SIOUX CITY, Iowa (KCAU) – With the beginning of the school year right around the corner, Siouxland schools are working around the clock to reopen safely.
Many parents are also on edge. We last caught up with Shelley Hexom and her two elementary-age kids in March when schools shut down. Now, Hexom has decided her kids will return to school for in-person learning.
“It’s probably the most difficult decision I’ve ever made as a parent,” Hexom said.
Hexom’s friend Amanda Gibson says both her two sons will learn virtually–an equally difficult decision.
“Our oldest son has asthma, and so we just don’t know the data–we don’t know how it could affect him, so we just felt it was safest to keep him home,” Gibson said.
Both Hexom’s and Gibson’s children are part of the Sioux City Community School District. In July, the district had to partially change course after Gov. Kim Reynolds announced the majority of Iowa school districts must offer at least half of all learning in-person.
“We initially presented a proposal that would have us either on-site, or in a hybrid situation, or entirely virtual. We needed to make a little bit of an adjustment to our hybrid plan to make certain we were doing everything necessary to deliver if we used the hybrid model: at least 50 percent of our core instruction in person,” Sioux City School District Superintendent Dr. Paul Gausman said.

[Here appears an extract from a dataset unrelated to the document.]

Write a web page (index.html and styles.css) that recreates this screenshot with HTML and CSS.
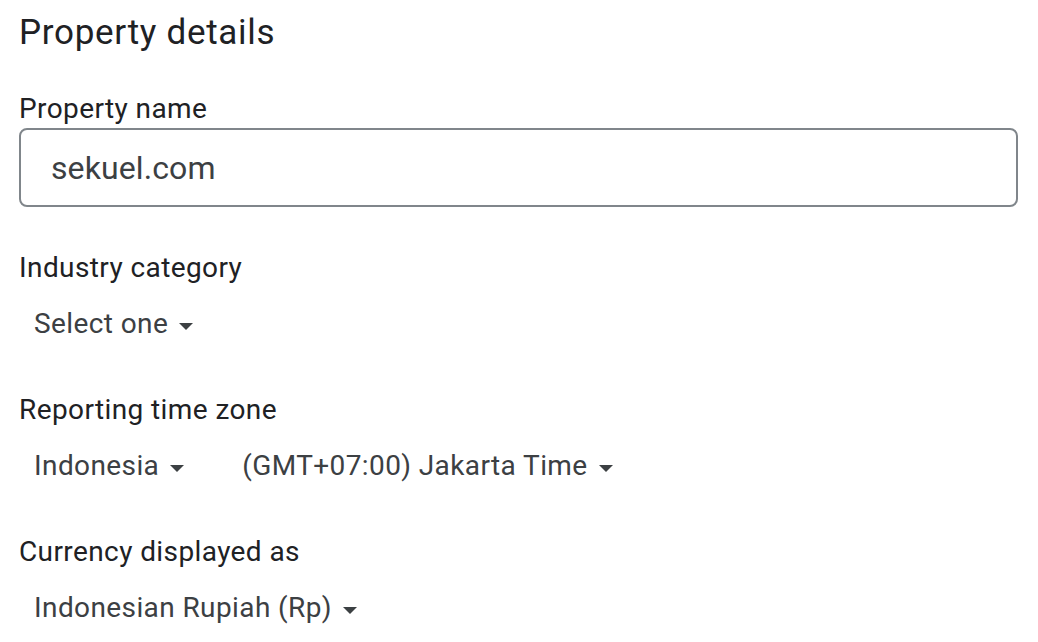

Dr. Gausman added that preparing has been a delicate balance of providing the best possible education in the classroom, while following changing state and CDC guidelines.
“I want to be really clear with our community that if you don’t want your student to wear a mask, then we have an option for you, and that’s the virtual learning option,” Dr. Gausman said.
Todd Strom, superintendent of South Sioux City Community Schools, agrees. His district is creating an almost identical plan.
“We have an in-person plan for all of our students and faculty members, we have a hybrid plan, and we have a virtual/online learning plan,” Strom said.
The district has opted for a hybrid plan. In mid-July, the state of Nebraska released a color-coded chart to help school administrators make changes in health protocols. That same week, the district revealed they would follow guidelines in the ‘moderate’ category, while trying to keep as many kids and teachers in the classroom as possible.
“Research shows that we can better educate students in a live-classroom setting. All research shows that maximum engagement that the human mind can have in an online learning environment is two hours a day,” Strom said.
Strom says while the goal has always been for parents to be able to choose what they feel is safest for their child, the effect of virtual learning could linger far beyond the pandemic.
“Many researchers are predicting that those that choose to not be in school, or not be engaged, it could be generational impacts,” Strom said.
For now, Gibson says she remains optimistic about her kids’ online learning plan. Regardless of the decision the Sioux City Community School District makes, she hopes that every effort will be made to keep students and teachers safe, and keep politics out of the equation.
“I’m from a family of teachers. My mother taught for 33 years. And I don’t, I would never want someone to put her in that position as a teacher, and so I wouldn’t put one of my son’s teachers in that position,” Gibson said.